Nowhere to run - Nowhere to hide

SUBHEAD: A lot of people think that technology will save us from all this. We'll all network up on oursmart-phones and "innovate". By James Kunstler on 31 October 2011 for Kunstler.com - (http://kunstler.com/blog/2011/10/nowhere-to-run-nowhere-to-hide.html) Image above: Homeless man on cell phone is "connected". From (http://www.pbase.com/image/77290270). I landed back in the USA Wednesday from Sweden. What a downer to be reminded that more people speak English in the foreign country you just came from, and to notice what a slum airport New York's JFK is. "Wretched refuse yearning to be free," the poem at the statue of liberty's base declares. How prophetic. Nobody in baggage claim understood the sentence, "Which carousel does the luggage from BA 4872 come to?" Quien sabe? Vem vet? Kim bilar? 谁知道? Ποιος ξέρει?
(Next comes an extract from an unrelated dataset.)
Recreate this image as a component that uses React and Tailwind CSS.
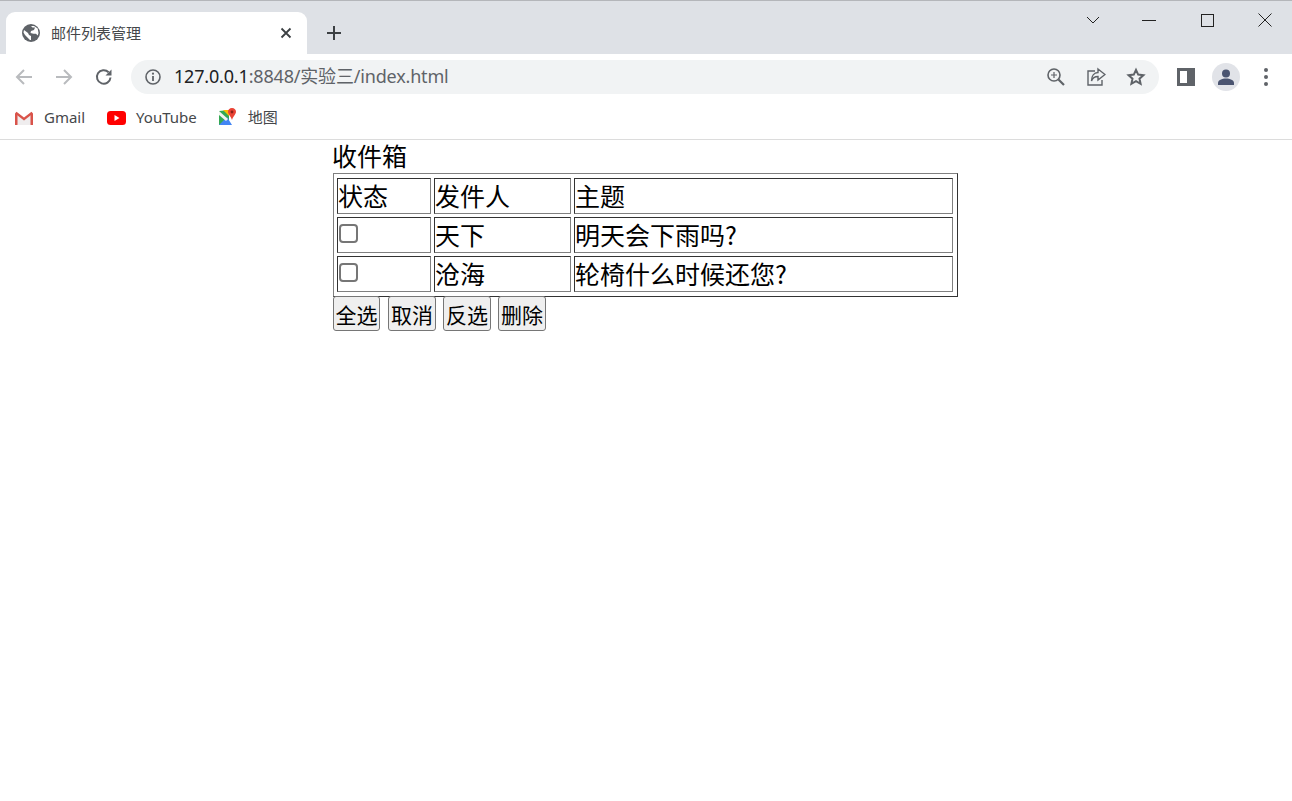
import React from "react";

const ui = { fontFamily: '"Noto Sans","Noto Sans CJK SC",sans-serif' };
const page = { fontFamily: '"Noto Sans CJK SC","Liberation Sans",sans-serif' };

function Globe() {
  return (
    <svg width="18" height="18" viewBox="0 0 18 18">
      <circle cx="9" cy="9" r="9" fill="#5f6368" />
      <path d="M2 6l4 3 1 2 2 1v4H8L3 11 1.500 8.500zM9 2l1.500 1.500h2.500l-1 2.500-3 1-.5 2 3 .8h2.500l1.700 1.700.8-2.500-.8-4.500L12 2z" fill="#fff" />
    </svg>
  );
}

function Gmail() {
  return (
    <svg width="20" height="16" viewBox="0 0 20 16">
      <path d="M1.500 14.500V3l8.500 6.500L18.500 3v11.500h-3V7.500L10 11.500 4.500 7.500v7z" fill="#ece9ea" />
      <path d="M4 6.500 10 11 16 6.500V15H4z" fill="#efedee" />
      <path d="M1 3.500 2.500 1.800 10 7.600 17.500 1.800 19 3.500 10 10.500z" fill="#d9534a" />
      <path d="M1 3.500H3.500V15H1zM16.500 3.500H19V15h-2.500z" fill="#d9534a" />
    </svg>
  );
}

function YouTube() {
  return (
    <svg width="19" height="14" viewBox="0 0 19 14">
      <rect width="19" height="14" rx="3.500" fill="#f00" />
      <path d="M7.500 4v6l5-3z" fill="#fff" />
    </svg>
  );
}

function Maps() {
  return (
    <svg width="19" height="19" viewBox="0 0 19 19">
      <path d="M1 3l10-1v15H1z" fill="#34a853" />
      <path d="M1 17l8-8 5 8z" fill="#4285f4" />
      <path d="M1 3l9 8-2 2-7-6z" fill="#f4f4f0" />
      <path d="M5 2h6v6z" fill="#fbbc04" />
      <path d="M14 0c-2.500 0-4 1.800-4 3.800 0 2.600 3 4.600 4 8.200 1-3.600 4-5.600 4-8.200C18 1.800 16.500 0 14 0z" fill="#ea4335" />
      <circle cx="14" cy="4" r="1.400" fill="#8c1f17" />
    </svg>
  );
}

function Bookmark({ icon, label }) {
  return (
    <div className="flex items-center gap-[10px]">
      <div className="flex w-[20px] justify-center">{icon}</div>
      <span>{label}</span>
    </div>
  );
}

function Cell({ w, children }) {
  return (
    <td
      style={{ width: w }}
      className="h-[36px] border border-t-[#333333] border-l-[#333333] border-r-[#808080] border-b-[#808080] pt-0 pb-[2px] px-0 align-middle"
    >
      {children}
    </td>
  );
}

function Check() {
  return <div className="ml-px -mt-[1px] h-[19px] w-[19px] rounded-[4px] border-2 border-[#767676] bg-white" />;
}

const rows = [
  ["天下", "明天会下雨吗?"],
  ["沧海", "轮椅什么时候还您?"],
];

export default function App() {
  return (
    <div className="h-[801px] w-[1292px] overflow-hidden bg-white">
      <header className="h-[140px] border-b border-[#dcdcdc]" style={ui}>
        <div className="flex h-[54px] items-end border-t border-[#b4b6ba] bg-[#dee1e6] pl-[6px]">
          <div className="flex h-[42px] w-[301px] items-center rounded-t-[9px] bg-white pl-[16px] pr-[15px]">
            <Globe />
            <span className="ml-[11px] flex-1 text-[15px] leading-[20px] text-[#45474a]">邮件列表管理</span>
            <svg width="12" height="12" viewBox="0 0 12 12" stroke="#3c4043" strokeWidth="1.800" fill="none">
              <path d="M1.500 1.500l9 9M10.500 1.500l-9 9" />
            </svg>
          </div>
          <div className="ml-[19px] mb-[12px] flex h-[18px] w-[16px] items-center">
            <svg width="16" height="16" viewBox="0 0 16 16" stroke="#3c4043" strokeWidth="2" fill="none">
              <path d="M8 1v14M1 8h14" />
            </svg>
          </div>
          <div className="ml-auto mb-[27px] flex items-center pr-[20px]">
            <svg width="14" height="8" viewBox="0 0 14 8" stroke="#222" fill="none" className="mr-[42px]">
              <path d="M1 1l6 6 6-6" />
            </svg>
            <div className="mr-[45px] h-px w-[14px] bg-[#222]" />
            <div className="mr-[44px] h-[13px] w-[13px] border border-[#222]" />
            <svg width="14" height="14" viewBox="0 0 14 14" stroke="#222" fill="none">
              <path d="M.5.500l13 13M13.500.500l-13 13" />
            </svg>
          </div>
        </div>

        <div className="flex h-[46px] items-center bg-white pl-[14px]">
          <svg width="20" height="20" viewBox="0 0 20 20" stroke="#b9bbbe" strokeWidth="2" fill="none">
            <path d="M18 10H3M10 3l-7 7 7 7" />
          </svg>
          <svg width="20" height="20" viewBox="0 0 20 20" stroke="#b9bbbe" strokeWidth="2" fill="none" className="ml-[20px]">
            <path d="M2 10h15M10 3l7 7-7 7" />
          </svg>
          <svg width="20" height="20" viewBox="0 0 20 20" fill="none" className="ml-[20px]">
            <path d="M16.500 10.500a6.800 6.800 0 1 1-1.900-5.300" stroke="#5f6368" strokeWidth="2" />
            <path d="M17.500 2.500v6h-6z" fill="#5f6368" />
          </svg>
          <div className="ml-[17px] flex h-[34px] w-[1028px] items-center rounded-full bg-[#f1f3f4] pl-[14px] pr-[13px]">
            <svg width="16" height="16" viewBox="0 0 16 16" fill="none">
              <circle cx="8" cy="8" r="7" stroke="#5f6368" strokeWidth="1.600" />
              <path d="M8 7v5" stroke="#5f6368" strokeWidth="1.800" />
              <circle cx="8" cy="4.700" r="1.100" fill="#5f6368" />
            </svg>
            <div className="ml-[13px] mb-[2px] flex-1 text-[18px] leading-none tracking-[-0.18px]">
              <span className="text-[#202124]">127.0.0.1</span>
              <span className="text-[#5f6368]">:8848/实验三/index.html</span>
            </div>
            <svg width="20" height="20" viewBox="0 0 20 20" fill="none" stroke="#5f6368">
              <circle cx="8" cy="8" r="6" strokeWidth="1.600" />
              <path d="M12.500 12.500l5.500 5.500" strokeWidth="2.200" />
              <path d="M8 5v6M5 8h6" strokeWidth="1.200" />
            </svg>
            <svg width="20" height="20" viewBox="0 0 20 20" fill="none" stroke="#5f6368" strokeWidth="1.400" className="ml-[20px]">
              <path d="M9 4H2v14h14v-5" />
              <path d="M12 2l7 5.500-7 5.500V9.500C8.500 9.500 6.500 11 5.500 14c0-5 2.500-8.500 6.500-8.500z" />
            </svg>
            <svg width="20" height="20" viewBox="0 0 20 20" fill="none" stroke="#5f6368" strokeWidth="2" className="ml-[20px]">
              <path d="M10 2.800l2.200 4.800 5.200.6-3.900 3.500 1.100 5.100L10 14.200l-4.600 2.600 1.100-5.100L2.600 8.200l5.200-.6z" />
            </svg>
          </div>
          <div className="ml-[18px] flex h-[18px] w-[18px] border-[3px] border-[#5f6368]">
            <div className="flex-1 bg-white" />
            <div className="w-[5px] bg-[#5f6368]" />
          </div>
          <div className="ml-[17px] flex h-[28px] w-[28px] items-center justify-center rounded-full bg-[#e1e3e8]">
            <svg width="16" height="16" viewBox="0 0 16 16" fill="#4a5470">
              <circle cx="8" cy="4.500" r="4" />
              <path d="M0 16v-2c0-3 4-4.500 8-4.500s8 1.500 8 4.500v2z" />
            </svg>
          </div>
          <div className="ml-[24px] flex flex-col gap-[3px]">
            <div className="h-[4px] w-[4px] rounded-full bg-[#5f6368]" />
            <div className="h-[4px] w-[4px] rounded-full bg-[#5f6368]" />
            <div className="h-[4px] w-[4px] rounded-full bg-[#5f6368]" />
          </div>
        </div>

        <div className="flex h-[39px] items-center gap-[21px] pb-[4px] pl-[14px] text-[15px] text-[#45474a]">
          <Bookmark icon={<Gmail />} label="Gmail" />
          <Bookmark icon={<YouTube />} label="YouTube" />
          <Bookmark icon={<Maps />} label="地图" />
        </div>
      </header>

      <main className="ml-[333px] w-[625px] text-black" style={page}>
        <div className="-ml-px h-[33px] text-[25px] leading-[31px]">收件箱</div>
        <table className="w-[625px] table-fixed border-separate border-spacing-[3px] border border-t-[#808080] border-l-[#808080] border-r-[#333333] border-b-[#333333] pt-px pr-px pb-px text-[25px] leading-[32px]">
          <tbody>
            <tr>
              <Cell w="94px"><span>状态</span></Cell>
              <Cell w="137px">发件人</Cell>
              <Cell>主题</Cell>
            </tr>
            {rows.map(([from, subject]) => (
              <tr key={from}>
                <Cell w="94px"><Check /></Cell>
                <Cell w="137px">{from}</Cell>
                <Cell>{subject}</Cell>
              </tr>
            ))}
          </tbody>
        </table>
        <div className="-mt-px flex gap-[7px]">
          {["全选", "取消", "反选", "删除"].map((t, i) => (
            <button
              key={t}
              className={`flex h-[35px] items-center justify-center rounded-[3px] border border-[#767676] bg-[#efefef] pt-[2px] text-[21px] text-black ${i === 0 ? "mr-px w-[47px]" : "w-[48px]"}`}
            >
              {t}
            </button>
          ))}
        </div>
      </main>
    </div>
  );
}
The Europeans, by necessity, may excel at learning languages, but at banking and money matters they are perhaps not such geniuses - no matter how creamy the shopgirls are - and in the politics of the region things often devolve to the level of a lethal pie-fight. Now that Germany and France rolled out the latest provisional miracle rescue of their countries' banks, jubilation reigned in the stock markets and the OECD economy is presumably back to turbo hyper warp speed.
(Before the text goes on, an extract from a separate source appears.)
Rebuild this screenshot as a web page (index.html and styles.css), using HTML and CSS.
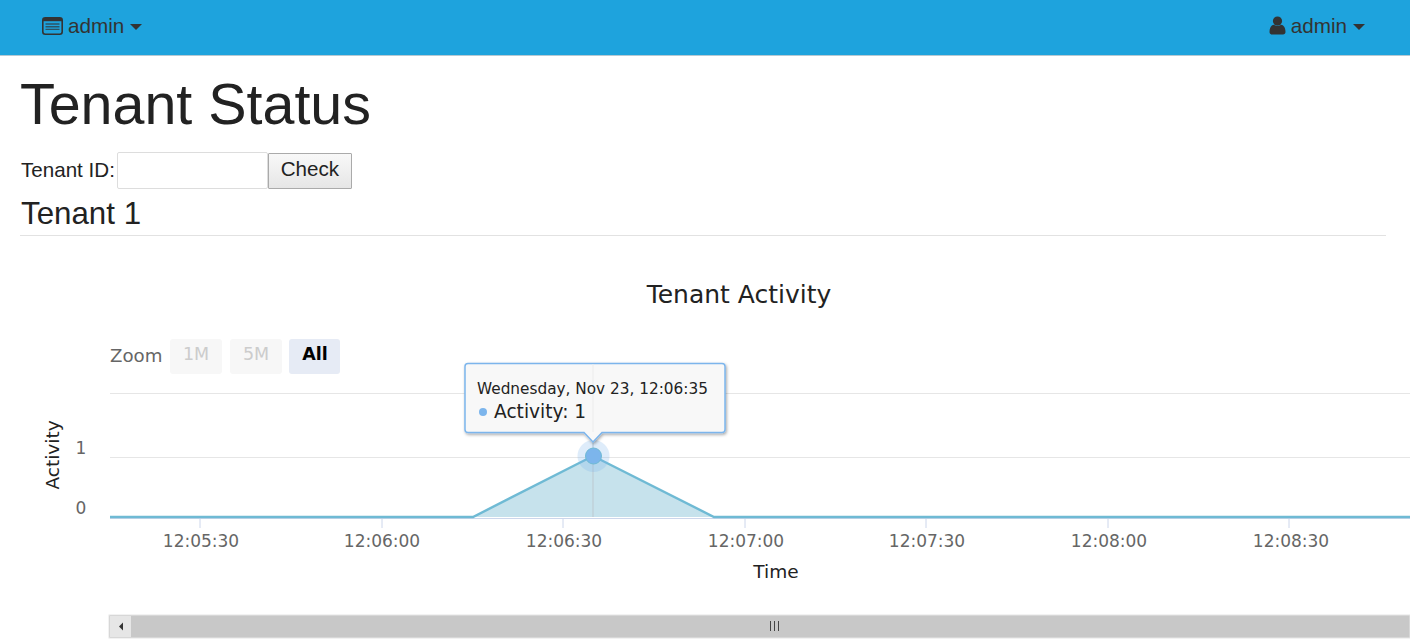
FILE: index.html
```html
<!DOCTYPE html>
<html lang="en">
<head>
    <meta charset="UTF-8">
    <meta name="viewport" content="width=device-width, initial-scale=1.0">
    <title>Tenant Status</title>
    <link rel="stylesheet" href="styles.css">
</head>
<body>
    <div class="navbar">
        <a class="nav-item" href="#">
            <svg class="nav-icon" width="21" height="18" viewBox="0 0 21 18">
                <rect x="0.8" y="0.8" width="19.4" height="16.4" rx="2.5" fill="none" stroke="#333" stroke-width="1.6"/>
                <rect x="1" y="1" width="19" height="3.2" fill="#333"/>
                <path d="M3.5 7H17.5M3.5 9.7H17.5M3.5 12.4H17.5" stroke="#333" stroke-width="1.4" opacity="0.7"/>
            </svg>
            admin
            <span class="caret"></span>
        </a>
        <a class="nav-item" href="#">
            <svg class="nav-icon" width="17" height="19" viewBox="0 0 17 19">
                <circle cx="8.5" cy="5" r="4.6" fill="#333"/>
                <path d="M0.5 16 C0.5 11.5 2.5 9 5 8.8 C6.5 10.2 10.5 10.2 12 8.8 C14.5 9 16.5 11.5 16.5 16 C16.5 17.6 15.5 18.5 14 18.5 L3 18.5 C1.5 18.5 0.5 17.6 0.5 16 Z" fill="#333"/>
            </svg>
            admin
            <span class="caret"></span>
        </a>
    </div>

    <div class="content">
        <h1>Tenant Status</h1>
        <form class="tenant-form">
            <label for="tenantId">Tenant ID:</label>
            <input type="text" id="tenantId" name="tenantId">
            <button type="button">Check</button>
        </form>
        <h2>Tenant 1</h2>
    </div>

    <!-- chart coordinates are page coordinates, the viewBox starts where the svg starts -->
    <svg class="chart" width="1410" height="408" viewBox="0 236 1410 408">
        <defs>
            <filter id="tipShadow" x="-5%" y="-10%" width="110%" height="125%">
                <feDropShadow dx="1" dy="1.5" stdDeviation="1.5" flood-color="#000" flood-opacity="0.35"/>
            </filter>
        </defs>

        <text class="chart-title" x="739" y="303">Tenant Activity</text>

        <text class="zoom-label" x="110" y="362">Zoom</text>
        <rect class="range-btn" x="170" y="339" width="52" height="35" rx="3"/>
        <text class="range-text" x="196" y="360">1M</text>
        <rect class="range-btn" x="230" y="339" width="52" height="35" rx="3"/>
        <text class="range-text" x="256" y="360">5M</text>
        <rect class="range-btn active" x="289" y="339" width="51" height="35" rx="3"/>
        <text class="range-text active" x="315" y="360">All</text>

        <line class="grid" x1="110" y1="393.5" x2="1410" y2="393.5"/>
        <line class="grid" x1="110" y1="457.5" x2="1410" y2="457.5"/>

        <text class="y-label" x="81" y="454">1</text>
        <text class="y-label" x="81" y="514">0</text>
        <text class="axis-title" transform="translate(59 455) rotate(-90)">Activity</text>

        <line class="axis" x1="110" y1="518.5" x2="1410" y2="518.5"/>
        <path class="tick" d="M200 519V528M382 519V528M563 519V528M745 519V528M926 519V528M1108 519V528M1289 519V528"/>
        <text class="x-label" x="201" y="547">12:05:30</text>
        <text class="x-label" x="382" y="547">12:06:00</text>
        <text class="x-label" x="564" y="547">12:06:30</text>
        <text class="x-label" x="746" y="547">12:07:00</text>
        <text class="x-label" x="927" y="547">12:07:30</text>
        <text class="x-label" x="1109" y="547">12:08:00</text>
        <text class="x-label" x="1291" y="547">12:08:30</text>
        <text class="axis-title" x="776" y="578">Time</text>

        <path class="area" d="M473 517L593 456L714 517Z"/>
        <line class="crosshair" x1="593" y1="363" x2="593" y2="517"/>
        <path class="series" d="M110 517H473L593 456L714 517H1410"/>
        <circle class="halo" cx="593.5" cy="456" r="16"/>
        <circle class="marker" cx="593.5" cy="456" r="8"/>

        <path class="tooltip" filter="url(#tipShadow)" d="M468 363.5H722a3 3 0 0 1 3 3V429.5a3 3 0 0 1 -3 3H602L593 442L584 432.5H468a3 3 0 0 1 -3 -3V366.5a3 3 0 0 1 3 -3Z"/>
        <line class="crosshair faint" x1="593" y1="364" x2="593" y2="432"/>
        <text class="tip-date" x="477" y="394">Wednesday, Nov 23, 12:06:35</text>
        <circle class="tip-dot" cx="483" cy="412" r="4"/>
        <text class="tip-value" x="494" y="418">Activity: <tspan class="tip-num">1</tspan></text>

        <rect class="scroll-track" x="109" y="615" width="1301" height="23"/>
        <rect class="scroll-btn" x="110" y="616" width="21" height="21"/>
        <path class="scroll-arrow" d="M119 626.5L123 622.5V630.5Z"/>
        <path class="scroll-grip" d="M770.5 621V631M774.5 621V631M778.5 621V631"/>
    </svg>
</body>
</html>
```

FILE: styles.css
```css
body {
    font-family: "Liberation Sans", Arial, sans-serif;
    background-color: #fff;
    color: #222;
    margin: 0;
    padding: 0;
    overflow: hidden;
}

.navbar {
    display: flex;
    justify-content: space-between;
    align-items: center;
    height: 51px;
    padding: 0 45px 4px 42px;
    background-color: #1ea3dd;
    border-bottom: 1px solid #b5c9d3;
}

.nav-item {
    display: flex;
    align-items: center;
    gap: 5px;
    color: #333;
    font-size: 20.7px;
    text-decoration: none;
}

.caret {
    margin-left: 1px;
    margin-top: 3px;
    border-top: 6px solid #333;
    border-left: 6px solid transparent;
    border-right: 6px solid transparent;
}

.content {
    padding: 0 24px 0 20px;
}

h1 {
    margin: 0;
    padding-top: 15px;
    font-size: 57.4px;
    font-weight: 400;
    line-height: 66px;
}

.tenant-form {
    display: flex;
    align-items: center;
    margin-top: 15px;
    height: 37px;
    font-size: 20.6px;
}

.tenant-form label {
    margin-left: 1px;
    margin-right: 2px;
    padding-bottom: 2px;
}

.tenant-form input {
    box-sizing: border-box;
    width: 151px;
    height: 37px;
    padding: 0 8px;
    border: 1px solid #ddd;
    border-radius: 2px;
    background-color: #fff;
}

.tenant-form button {
    box-sizing: border-box;
    width: 84px;
    height: 36px;
    padding: 0 0 4px;
    border: 1px solid #aaa;
    border-radius: 1px;
    background: linear-gradient(#f8f8f8, #e6e6e6);
    color: #222;
    font-family: inherit;
    font-size: 20.6px;
}

h2 {
    margin: 0;
    padding: 8px 0 4px 1px;
    border-bottom: 1px solid #e2e2e2;
    font-size: 31.3px;
    font-weight: 400;
    line-height: 34px;
}

.chart {
    display: block;
    font-family: "DejaVu Sans", Verdana, sans-serif;
}

.chart-title {
    font-size: 25px;
    fill: #222;
    text-anchor: middle;
}

.zoom-label {
    font-size: 18.2px;
    fill: #666;
}

.range-btn {
    fill: #f7f7f7;
}

.range-btn.active {
    fill: #e6ebf5;
}

.range-text {
    font-size: 17.5px;
    fill: #ccc;
    text-anchor: middle;
}

.range-text.active {
    fill: #000;
    font-weight: 700;
}

.grid {
    stroke: #e6e6e6;
    stroke-width: 1;
}

.axis {
    stroke: #ccd6eb;
    stroke-width: 1;
}

.tick {
    stroke: #ccd6eb;
    stroke-width: 1;
    fill: none;
}

.y-label {
    font-size: 17px;
    fill: #666;
    text-anchor: middle;
}

.x-label {
    font-size: 17px;
    fill: #666;
    text-anchor: middle;
}

.axis-title {
    font-size: 18.5px;
    fill: #222;
    text-anchor: middle;
}

.area {
    fill: #c6e2ec;
}

.crosshair {
    stroke: #bcc8cf;
    stroke-width: 1;
}

.crosshair.faint {
    stroke: #ececec;
}

.series {
    fill: none;
    stroke: #6fbad4;
    stroke-width: 2.4;
}

.halo {
    fill: #7cb5ec;
    opacity: 0.25;
}

.marker {
    fill: #7cb5ec;
    stroke: #6fbad4;
    stroke-width: 1;
}

.tooltip {
    fill: #f8f8f8;
    stroke: #7cb5ec;
    stroke-width: 1.5;
}

.tip-date {
    font-size: 15.3px;
    fill: #222;
}

.tip-dot {
    fill: #7cb5ec;
}

.tip-value {
    font-size: 18.6px;
    fill: #222;
}

.tip-num {
    font-weight: 400;
}

.scroll-track {
    fill: #c8c8c8;
    stroke: #e6e6e6;
    stroke-width: 1;
}

.scroll-btn {
    fill: #e6e6e6;
}

.scroll-arrow {
    fill: #333;
}

.scroll-grip {
    stroke: #444;
    stroke-width: 1;
    fill: none;
}
```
Expect this spirit of euphoria to expire by mid-week. The bankers of the western world and their government helpers have seemingly never heard of unintended consequences, or maybe even consequences, period. The crypto-voluntary bond default of Greece, with 50 percent losses to bond-holders, did not trigger a credit default swap (CDS) "event." Why? Because it is perfectly obvious to all concerned that the CDS market is a grand fraud, so the triggerers are told not to pull any triggers, and it's as simple as that. If CDS were actually allowed to operate as an "insurance" mechanism against dodgy bonds the entire global banking system would go Death Star. Counterparties to these debts could not possibly pay out what the contracts require. So, if CDS are magically "suspended" on Greece's default then they will be suspended for everybody's.
I don't think it matters so much that the CDS market itself is rendered meaningless, because the counterparties hardly put up any real money in the first place, just promises to come up with money at some future date. What matters more is that there really are no hedges on bonds, no real protection if any bonds flop, which means risk has instantly rematerialized in the bond markets and has to be priced back in to bond sales. Unfortunately, that in itself can easily collapse the global financial system, because if investors really require higher interest rates to buy this stuff, the governments issuing the bonds will all choke to death on the interest payments.
It will be interesting to see how the so-called advanced economies wriggle out of this dilemma. There may be yet some other ways of extending and pretending, but I don't see it. Rather, it would seem to open the door to universal default. The very next part of the official story is that, supposedly, every investor on God's green earth would come stampeding into American bonds, but where's the hedge now? There is none. Massive European defaults would winnow down the total liquidity supply anyway, and going into US treasuries would be like the remaining victims of a "towering inferno" style conflagration rushing from one burning floor to another. And how much of that hot money has already rushed into mis-priced American stock markets? All the rest of it? One of these days, there will be no buyers showing up for that stuff, and even the HFT robots will develop a sense of artificial trepidation.
Meanwhile, more than a few banks find that they are catastrophically short of real funds. They can't actually continue the daily churn that constitutes their hypothetical business. Interbank lending would tend to freeze. Suddenly, we are right back at the edge of the same abyss that opened up when Lehman Brothers went up in a vapor three years ago. Only this time it's Lehman Brothers times X.
There are really only two outcomes I can see in all this. Either money becomes extremely scarce or the money that's there becomes worthless. In either case you're broke, and what remains for all these nations is a fight over the table-scraps of the late and great industrial orgy.
I know a lot of people think that technology will save us from all this. The story line there is that we'll all be "connected." We'll all network up over the smart-phone and "communicate" and "share" and "innovate." Connection has become a pointless end in itself. It's what you do when the world is collapsing around you. Wouldn't it make more sense to learn how to grow potatoes and train a mule?